:: What you are asked to do ::
Output all the data exactly. Pictures do not belong in the copy.

-- Material provided start --

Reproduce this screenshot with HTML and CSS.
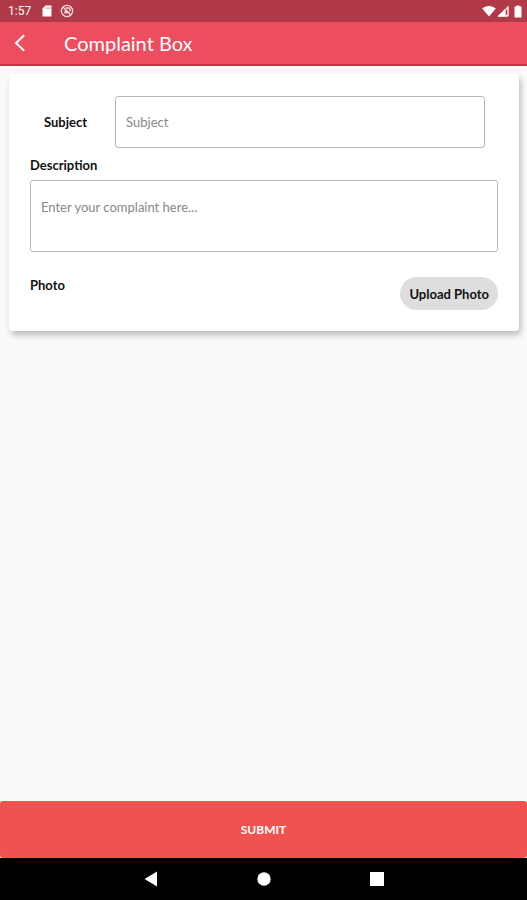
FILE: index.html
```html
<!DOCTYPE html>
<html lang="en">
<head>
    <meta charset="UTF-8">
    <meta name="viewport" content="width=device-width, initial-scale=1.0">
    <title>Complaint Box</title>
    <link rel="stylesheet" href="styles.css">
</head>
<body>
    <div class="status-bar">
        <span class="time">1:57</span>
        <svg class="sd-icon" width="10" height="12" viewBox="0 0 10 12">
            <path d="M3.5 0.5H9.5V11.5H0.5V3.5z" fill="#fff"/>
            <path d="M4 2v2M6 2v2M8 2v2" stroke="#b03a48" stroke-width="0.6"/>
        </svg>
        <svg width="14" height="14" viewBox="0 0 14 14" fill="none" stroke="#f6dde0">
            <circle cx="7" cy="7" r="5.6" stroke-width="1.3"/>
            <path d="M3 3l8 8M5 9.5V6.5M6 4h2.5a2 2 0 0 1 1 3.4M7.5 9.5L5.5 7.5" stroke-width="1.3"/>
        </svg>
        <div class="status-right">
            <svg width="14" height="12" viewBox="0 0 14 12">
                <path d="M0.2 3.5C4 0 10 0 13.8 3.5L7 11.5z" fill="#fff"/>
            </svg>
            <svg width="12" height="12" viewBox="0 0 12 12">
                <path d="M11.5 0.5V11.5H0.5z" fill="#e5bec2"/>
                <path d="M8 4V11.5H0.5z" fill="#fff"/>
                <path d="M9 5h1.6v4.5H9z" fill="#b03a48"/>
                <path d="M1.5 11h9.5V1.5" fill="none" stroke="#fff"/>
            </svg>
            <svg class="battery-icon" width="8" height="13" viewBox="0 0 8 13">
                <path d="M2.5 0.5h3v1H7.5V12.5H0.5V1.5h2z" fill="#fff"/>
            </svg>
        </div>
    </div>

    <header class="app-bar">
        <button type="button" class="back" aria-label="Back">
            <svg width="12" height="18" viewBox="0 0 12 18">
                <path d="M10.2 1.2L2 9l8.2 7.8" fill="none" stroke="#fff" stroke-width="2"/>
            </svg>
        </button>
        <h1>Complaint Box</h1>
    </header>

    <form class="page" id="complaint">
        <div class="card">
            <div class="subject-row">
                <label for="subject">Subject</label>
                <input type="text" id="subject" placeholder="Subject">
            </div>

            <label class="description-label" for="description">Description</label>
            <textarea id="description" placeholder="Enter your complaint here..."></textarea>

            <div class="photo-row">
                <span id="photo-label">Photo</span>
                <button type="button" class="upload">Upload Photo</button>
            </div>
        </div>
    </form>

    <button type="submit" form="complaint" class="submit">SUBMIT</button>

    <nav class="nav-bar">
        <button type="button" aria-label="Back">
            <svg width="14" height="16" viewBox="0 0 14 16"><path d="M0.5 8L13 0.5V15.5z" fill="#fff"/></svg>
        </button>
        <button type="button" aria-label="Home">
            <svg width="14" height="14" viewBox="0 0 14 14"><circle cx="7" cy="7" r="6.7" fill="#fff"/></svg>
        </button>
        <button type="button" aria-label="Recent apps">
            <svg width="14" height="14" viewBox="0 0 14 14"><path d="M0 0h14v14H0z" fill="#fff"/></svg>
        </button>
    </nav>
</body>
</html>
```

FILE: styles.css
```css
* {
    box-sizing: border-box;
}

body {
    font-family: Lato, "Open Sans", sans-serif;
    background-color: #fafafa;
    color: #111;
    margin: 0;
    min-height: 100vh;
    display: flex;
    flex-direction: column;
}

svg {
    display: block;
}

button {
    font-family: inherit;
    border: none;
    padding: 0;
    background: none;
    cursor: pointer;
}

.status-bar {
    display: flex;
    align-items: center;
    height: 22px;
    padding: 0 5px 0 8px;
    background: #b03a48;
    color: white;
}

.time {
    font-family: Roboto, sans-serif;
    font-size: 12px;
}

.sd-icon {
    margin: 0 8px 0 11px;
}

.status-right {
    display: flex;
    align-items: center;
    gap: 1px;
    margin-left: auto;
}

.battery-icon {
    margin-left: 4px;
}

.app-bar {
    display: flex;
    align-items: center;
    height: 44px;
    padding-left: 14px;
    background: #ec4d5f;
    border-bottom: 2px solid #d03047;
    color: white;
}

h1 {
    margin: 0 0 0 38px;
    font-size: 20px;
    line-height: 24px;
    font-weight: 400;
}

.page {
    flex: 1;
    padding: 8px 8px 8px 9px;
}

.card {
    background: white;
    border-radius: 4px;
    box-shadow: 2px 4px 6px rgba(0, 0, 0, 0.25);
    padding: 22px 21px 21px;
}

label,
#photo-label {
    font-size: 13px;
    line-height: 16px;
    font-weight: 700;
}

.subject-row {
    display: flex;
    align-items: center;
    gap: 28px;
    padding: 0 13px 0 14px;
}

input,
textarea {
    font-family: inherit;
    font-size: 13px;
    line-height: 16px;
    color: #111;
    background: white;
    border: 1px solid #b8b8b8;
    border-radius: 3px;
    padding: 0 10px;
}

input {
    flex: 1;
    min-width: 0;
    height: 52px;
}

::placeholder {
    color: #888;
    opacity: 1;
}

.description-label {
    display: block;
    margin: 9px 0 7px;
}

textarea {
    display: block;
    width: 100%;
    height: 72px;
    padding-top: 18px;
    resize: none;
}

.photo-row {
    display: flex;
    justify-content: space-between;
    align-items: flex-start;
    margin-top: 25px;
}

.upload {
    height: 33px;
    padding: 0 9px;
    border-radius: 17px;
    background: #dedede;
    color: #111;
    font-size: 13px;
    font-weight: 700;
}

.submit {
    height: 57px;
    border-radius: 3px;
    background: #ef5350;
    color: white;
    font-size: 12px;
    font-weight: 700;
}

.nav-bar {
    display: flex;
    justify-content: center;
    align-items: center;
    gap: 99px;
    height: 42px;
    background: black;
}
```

-- Material provided end --

:: Exercise output ::
Reproduce this screenshot with HTML and CSS.
FILE: index.html
```html
<!DOCTYPE html>
<html lang="en">
<head>
    <meta charset="UTF-8">
    <meta name="viewport" content="width=device-width, initial-scale=1.0">
    <title>Complaint Box</title>
    <link rel="stylesheet" href="styles.css">
</head>
<body>
    <div class="status-bar">
        <span class="time">1:57</span>
        <svg class="sd-icon" width="10" height="12" viewBox="0 0 10 12">
            <path d="M3.5 0.5H9.5V11.5H0.5V3.5z" fill="#fff"/>
            <path d="M4 2v2M6 2v2M8 2v2" stroke="#b03a48" stroke-width="0.6"/>
        </svg>
        <svg width="14" height="14" viewBox="0 0 14 14" fill="none" stroke="#f6dde0">
            <circle cx="7" cy="7" r="5.6" stroke-width="1.3"/>
            <path d="M3 3l8 8M5 9.5V6.5M6 4h2.5a2 2 0 0 1 1 3.4M7.5 9.5L5.5 7.5" stroke-width="1.3"/>
        </svg>
        <div class="status-right">
            <svg width="14" height="12" viewBox="0 0 14 12">
                <path d="M0.2 3.5C4 0 10 0 13.8 3.5L7 11.5z" fill="#fff"/>
            </svg>
            <svg width="12" height="12" viewBox="0 0 12 12">
                <path d="M11.5 0.5V11.5H0.5z" fill="#e5bec2"/>
                <path d="M8 4V11.5H0.5z" fill="#fff"/>
                <path d="M9 5h1.6v4.5H9z" fill="#b03a48"/>
                <path d="M1.5 11h9.5V1.5" fill="none" stroke="#fff"/>
            </svg>
            <svg class="battery-icon" width="8" height="13" viewBox="0 0 8 13">
                <path d="M2.5 0.5h3v1H7.5V12.5H0.5V1.5h2z" fill="#fff"/>
            </svg>
        </div>
    </div>

    <header class="app-bar">
        <button type="button" class="back" aria-label="Back">
            <svg width="12" height="18" viewBox="0 0 12 18">
                <path d="M10.2 1.2L2 9l8.2 7.8" fill="none" stroke="#fff" stroke-width="2"/>
            </svg>
        </button>
        <h1>Complaint Box</h1>
    </header>

    <form class="page" id="complaint">
        <div class="card">
            <div class="subject-row">
                <label for="subject">Subject</label>
                <input type="text" id="subject" placeholder="Subject">
            </div>

            <label class="description-label" for="description">Description</label>
            <textarea id="description" placeholder="Enter your complaint here..."></textarea>

            <div class="photo-row">
                <span id="photo-label">Photo</span>
                <button type="button" class="upload">Upload Photo</button>
            </div>
        </div>
    </form>

    <button type="submit" form="complaint" class="submit">SUBMIT</button>

    <nav class="nav-bar">
        <button type="button" aria-label="Back">
            <svg width="14" height="16" viewBox="0 0 14 16"><path d="M0.5 8L13 0.5V15.5z" fill="#fff"/></svg>
        </button>
        <button type="button" aria-label="Home">
            <svg width="14" height="14" viewBox="0 0 14 14"><circle cx="7" cy="7" r="6.7" fill="#fff"/></svg>
        </button>
        <button type="button" aria-label="Recent apps">
            <svg width="14" height="14" viewBox="0 0 14 14"><path d="M0 0h14v14H0z" fill="#fff"/></svg>
        </button>
    </nav>
</body>
</html>
```

FILE: styles.css
```css
* {
    box-sizing: border-box;
}

body {
    font-family: Lato, "Open Sans", sans-serif;
    background-color: #fafafa;
    color: #111;
    margin: 0;
    min-height: 100vh;
    display: flex;
    flex-direction: column;
}

svg {
    display: block;
}

button {
    font-family: inherit;
    border: none;
    padding: 0;
    background: none;
    cursor: pointer;
}

.status-bar {
    display: flex;
    align-items: center;
    height: 22px;
    padding: 0 5px 0 8px;
    background: #b03a48;
    color: white;
}

.time {
    font-family: Roboto, sans-serif;
    font-size: 12px;
}

.sd-icon {
    margin: 0 8px 0 11px;
}

.status-right {
    display: flex;
    align-items: center;
    gap: 1px;
    margin-left: auto;
}

.battery-icon {
    margin-left: 4px;
}

.app-bar {
    display: flex;
    align-items: center;
    height: 44px;
    padding-left: 14px;
    background: #ec4d5f;
    border-bottom: 2px solid #d03047;
    color: white;
}

h1 {
    margin: 0 0 0 38px;
    font-size: 20px;
    line-height: 24px;
    font-weight: 400;
}

.page {
    flex: 1;
    padding: 8px 8px 8px 9px;
}

.card {
    background: white;
    border-radius: 4px;
    box-shadow: 2px 4px 6px rgba(0, 0, 0, 0.25);
    padding: 22px 21px 21px;
}

label,
#photo-label {
    font-size: 13px;
    line-height: 16px;
    font-weight: 700;
}

.subject-row {
    display: flex;
    align-items: center;
    gap: 28px;
    padding: 0 13px 0 14px;
}

input,
textarea {
    font-family: inherit;
    font-size: 13px;
    line-height: 16px;
    color: #111;
    background: white;
    border: 1px solid #b8b8b8;
    border-radius: 3px;
    padding: 0 10px;
}

input {
    flex: 1;
    min-width: 0;
    height: 52px;
}

::placeholder {
    color: #888;
    opacity: 1;
}

.description-label {
    display: block;
    margin: 9px 0 7px;
}

textarea {
    display: block;
    width: 100%;
    height: 72px;
    padding-top: 18px;
    resize: none;
}

.photo-row {
    display: flex;
    justify-content: space-between;
    align-items: flex-start;
    margin-top: 25px;
}

.upload {
    height: 33px;
    padding: 0 9px;
    border-radius: 17px;
    background: #dedede;
    color: #111;
    font-size: 13px;
    font-weight: 700;
}

.submit {
    height: 57px;
    border-radius: 3px;
    background: #ef5350;
    color: white;
    font-size: 12px;
    font-weight: 700;
}

.nav-bar {
    display: flex;
    justify-content: center;
    align-items: center;
    gap: 99px;
    height: 42px;
    background: black;
}
```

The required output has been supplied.